Creative Sparks

Rekindling My Creative Schedule: My Secret to Making Time for Art

by | Aug 8, 2024 | Creative Sparks, Inspired Creativity, Soulful Living

When students ask me what’s the secret to making time for what they long to do, I always answer first with this: Schedule it!

I’m such a huge fan of scheduling regular time for your art or whatever gives your life meaning. When you want to make progress toward your big, scary dreams, or your little, delightful dreams, scheduling time for it is the best way to make it happen. Or, when you want o make time for whatever you love to do.

Because if you don’t schedule it, it doesn’t tend to happen.

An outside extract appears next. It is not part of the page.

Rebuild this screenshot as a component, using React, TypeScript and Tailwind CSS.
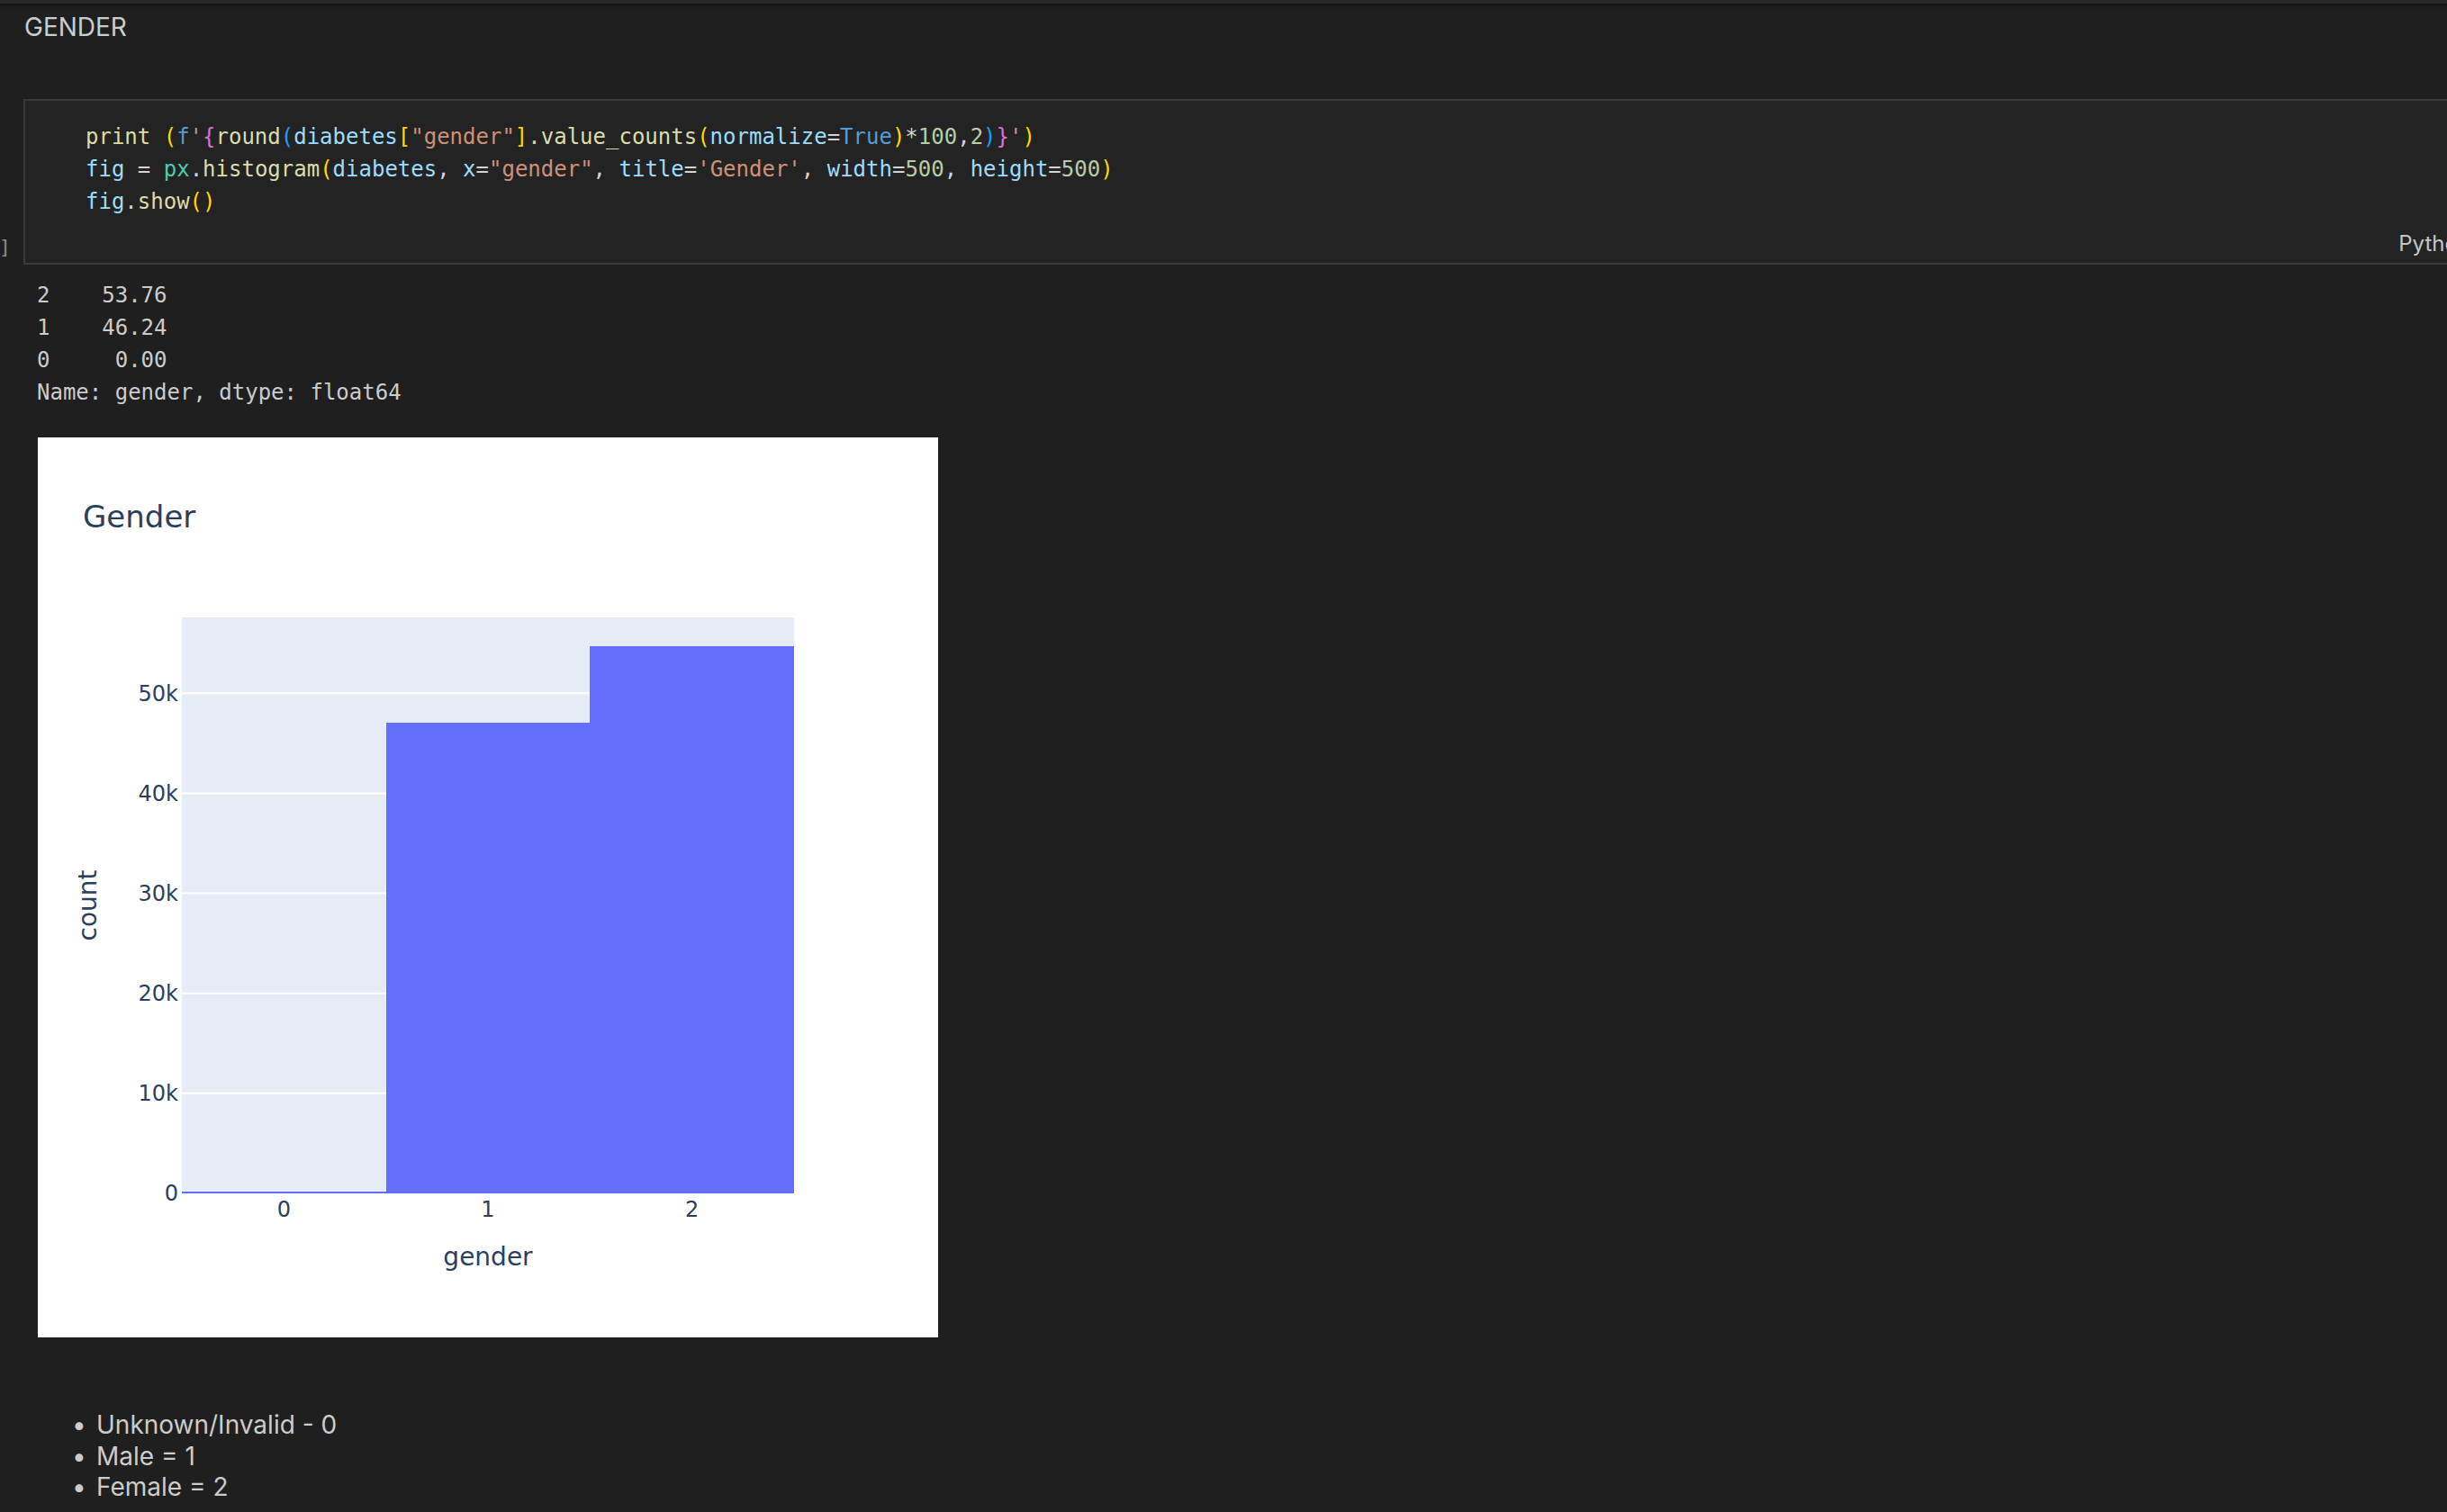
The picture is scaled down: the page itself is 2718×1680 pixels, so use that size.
import React from "react";

const tone: Record<string, string> = {
  fn: "text-[#dcdcaa]",
  v: "text-[#9cdcfe]",
  s: "text-[#ce9178]",
  kw: "text-[#569cd6]",
  n: "text-[#b5cea8]",
  p: "text-[#d4d4d4]",
  cl: "text-[#4ec9b0]",
  b1: "text-[#ffd700]",
  b2: "text-[#da70d6]",
  b3: "text-[#179fff]",
};

const code: [string, string][][] = [
  [
    ["print", "fn"], [" ", "p"], ["(", "b1"], ["f", "kw"], ["'", "s"], ["{", "b2"],
    ["round", "fn"], ["(", "b3"], ["diabetes", "v"], ["[", "b1"], ['"gender"', "s"],
    ["]", "b1"], [".", "p"], ["value_counts", "fn"], ["(", "b1"], ["normalize", "v"],
    ["=", "p"], ["True", "kw"], [")", "b1"], ["*", "p"], ["100", "n"], [",", "p"],
    ["2", "n"], [")", "b3"], ["}", "b2"], ["'", "s"], [")", "b1"],
  ],
  [
    ["fig", "v"], [" = ", "p"], ["px", "cl"], [".", "p"], ["histogram", "fn"], ["(", "b1"],
    ["diabetes", "v"], [", ", "p"], ["x", "v"], ["=", "p"], ['"gender"', "s"], [", ", "p"],
    ["title", "v"], ["=", "p"], ["'Gender'", "s"], [", ", "p"], ["width", "v"], ["=", "p"],
    ["500", "n"], [", ", "p"], ["height", "v"], ["=", "p"], ["500", "n"], [")", "b1"],
  ],
  [["fig", "v"], [".", "p"], ["show", "fn"], ["()", "b1"]],
];

const output = ["2    53.76", "1    46.24", "0     0.00", "Name: gender, dtype: float64"];

// plotly geometry, in device pixels (500x500 figure at 2x)
const X0 = 160;
const X1 = 840;
const Y0 = 840;
const Y1 = 200;
const yMax = 57587;
const yAt = (v: number) => Y0 - (v / yMax) * (Y0 - Y1);
const binW = (X1 - X0) / 3;
const counts = [3, 47055, 54708];
const ticks = [0, 10000, 20000, 30000, 40000, 50000];

function GenderChart() {
  const font = "DejaVu Sans, Verdana, sans-serif";
  // one outline for the three adjacent bins, so no seam shows between them
  const tops = counts.map((c) => Math.round(Math.min(yAt(c), Y0 - 2)));
  const xs = [0, 1, 2, 3].map((i) => Math.round(X0 + i * binW));
  const d =
    `M${xs[0]} ${Y0} V${tops[0]} H${xs[1]} V${tops[1]} H${xs[2]} V${tops[2]} H${xs[3]} V${Y0} Z`;
  return (
    <svg width={1000} height={1000} viewBox="0 0 1000 1000" className="block">
      <rect x={X0} y={Y1} width={X1 - X0} height={Y0 - Y1} fill="#e5ecf6" />
      {ticks.slice(1).map((t) => (
        <line key={t} x1={X0} x2={X1} y1={yAt(t)} y2={yAt(t)} stroke="#fff" strokeWidth={2} />
      ))}
      <path d={d} fill="#636efa" shapeRendering="crispEdges" />
      {ticks.map((t) => (
        <text key={t} x={156} y={yAt(t) + 8.4} textAnchor="end" fontSize={24} fill="#2a3f5f" fontFamily={font}>
          {t === 0 ? "0" : `${t / 1000}k`}
        </text>
      ))}
      {[0, 1, 2].map((i) => (
        <text key={i} x={X0 + binW * (i + 0.5)} y={866} textAnchor="middle" fontSize={24} fill="#2a3f5f" fontFamily={font}>
          {i}
        </text>
      ))}
      <text x={500} y={920} textAnchor="middle" fontSize={28} fill="#2a3f5f" fontFamily={font}>
        gender
      </text>
      <text x={65} y={520} textAnchor="middle" fontSize={28} fill="#2a3f5f" fontFamily={font} transform="rotate(-90 65 520)">
        count
      </text>
      <text x={50} y={100} fontSize={34} fill="#2a3f5f" fontFamily={font}>
        Gender
      </text>
    </svg>
  );
}

export default function App() {
  return (
    <div className="min-h-screen w-full overflow-hidden bg-[#1f1f1f] text-[#cccccc] font-['Inter','Liberation_Sans',sans-serif]">
      <div className="h-[4px] bg-[#282828]" />
      <div className="h-[6px] bg-linear-to-b from-[#151515] to-[#1f1f1f]" />

      {/* markdown heading */}
      <div className="pl-[27px] pt-[2px] text-[28px] leading-[36px]">GENDER</div>

      {/* code cell */}
      <div className="relative mt-[62px] ml-[26px] w-[2790px] border-2 border-[#3a3a3e] bg-[#232323]">
        <span className="absolute right-full mr-[16px] top-[148px] text-[22px] leading-[30px] text-[#8a8a8a] font-['DejaVu_Sans_Mono',monospace]">
          [0]
        </span>
        <div className="pt-[22px] pl-[67px] text-[24px] leading-[36px] whitespace-pre font-['DejaVu_Sans_Mono',monospace]">
          {code.map((line, i) => (
            <div key={i}>
              {line.map(([t, k], j) => (
                <span key={j} className={tone[k]}>
                  {t}
                </span>
              ))}
            </div>
          ))}
        </div>
        <div className="flex h-[50px] justify-end pt-[14px] pr-[70px] text-[24px] leading-[30px] text-[#c5c5c5]">
          Python
        </div>
      </div>

      {/* output */}
      <div className="mt-[16px] pl-[41px] text-[24px] leading-[36px] whitespace-pre text-[#cccccc] font-['DejaVu_Sans_Mono',monospace]">
        {output.map((l) => (
          <div key={l}>{l}</div>
        ))}
      </div>

      <div className="mt-[32px] ml-[42px] w-[1000px] h-[1000px] bg-white">
        <GenderChart />
      </div>

      {/* markdown list */}
      <div className="mt-[80px] pl-[80px] text-[28px] leading-[34.5px] pb-[20px]">
        {["Unknown/Invalid - 0", "Male = 1", "Female = 2"].map((t) => (
          <div key={t} className="flex">
            <span className="w-[27px]">•</span>
            <span>{t}</span>
          </div>
        ))}
      </div>
    </div>
  );
}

Have you noticed? Everything else seems to come first.

One summer, many years ago, I found myself without much teaching work because some planned classes didn’t fill. Although I’m sure I panicked about the lack of income, I also made a wonderful choice right then, a fateful choice.

I decided to set aside the kind of creative schedule I had wanted for years, or at least something near to it. I blocked out two hours on weekday mornings, four days a week, for what I call studio time. (My ideal schedule would be 3-4 hours 5 days a week, but this was as close a cousin as I could get and still earn a living.)

I’ve kept that schedule all these years, protecting the time zealously. I would refuse to schedule classes, meetings, or appointments during those sacred hours (sometimes against great pressure to do so). I would refuse to give up that time to others’ needs or my own distractions.

What a huge blessing that has been!

My studio time is my absolute favorite time of the day and week. It makes my life feel more meaningful, beautiful, fulfilling, and fun. And I make real progress on my creative projects, dreams, and goals.

When I got diagnosed with cancer last September, I gave up that studio time to the whirlwind of doctor’s appointments, phone calls, symptoms, and details. And I haven’t had it since.

As soon as I gave up my regular schedule, I stopped making art. Granted, I was going through a very tough time. But that time would have felt better, and less overwhelming, if I’d carved out even tiny amounts of time for creativity.

After the first horrible months of my healing journey, I began to salvage bits of time for art—like when I took on a 30-day challenge to fill one index card a day with some kind of art. Or when I had to write a new poem for the Ekphrastic Fantastic show I was invited to participate in. I started scheduling occasional creative play dates with friends. And I signed up to get Sketchbox delivered to my door once a month. (The photo above is from one of my first Sketchboxes, including the paintings I made following their tutorials and the art supplies they sent.)

But I didn’t save creative time on a schedule. To be fair, I couldn’t, due to the nature of my symptoms and the many healing treatments and appointments weekly. My life was a chaotic, unpredictable tornado.

Now that I have made huge progress in healing, I find myself missing my creative time so much. My life in the mornings, my best creative time, is still topsy-turvy. It’s when my body is most likely to act up with symptoms. And, having given up my precious schedule for so long, my morning routine with my husband has spilled over into that precious time I once had.

Lately, I’ve been writing on my weekly to-do list things like “Creative Time 5x” or, less ambitiously, “Creative Time 3x”, hoping for at least 15 minutes out of the day to make some kind of art. But guess what? If I don’t schedule it, it most often doesn’t happen. That’s what I’ve been telling my students for years, and it’s true!

I long to get my beloved creative schedule back. It’s going to take refiguring the morning routine with my husband, a lot of commitment, and also patience and flexibility as I continue to navigate the healing process.

I’m daunted by having to start from square one again. In so many ways. I’m having to re-invent myself, my life, and my work to fit with the new me that is rising from the ashes of this intense healing journey. And I’m navigating a painfully slow recovery process from major surgery two months ago.

But what a gift to get to do that! And I know I need this regular studio time like I need air to breathe. And I know it’s up to me to make it happen.

It starts with a decision, followed by commitment. And getting back on the horse every time I fall off. And it’s so worth it.

Is there something you long to do that you don’t get around to? You might try this to get started.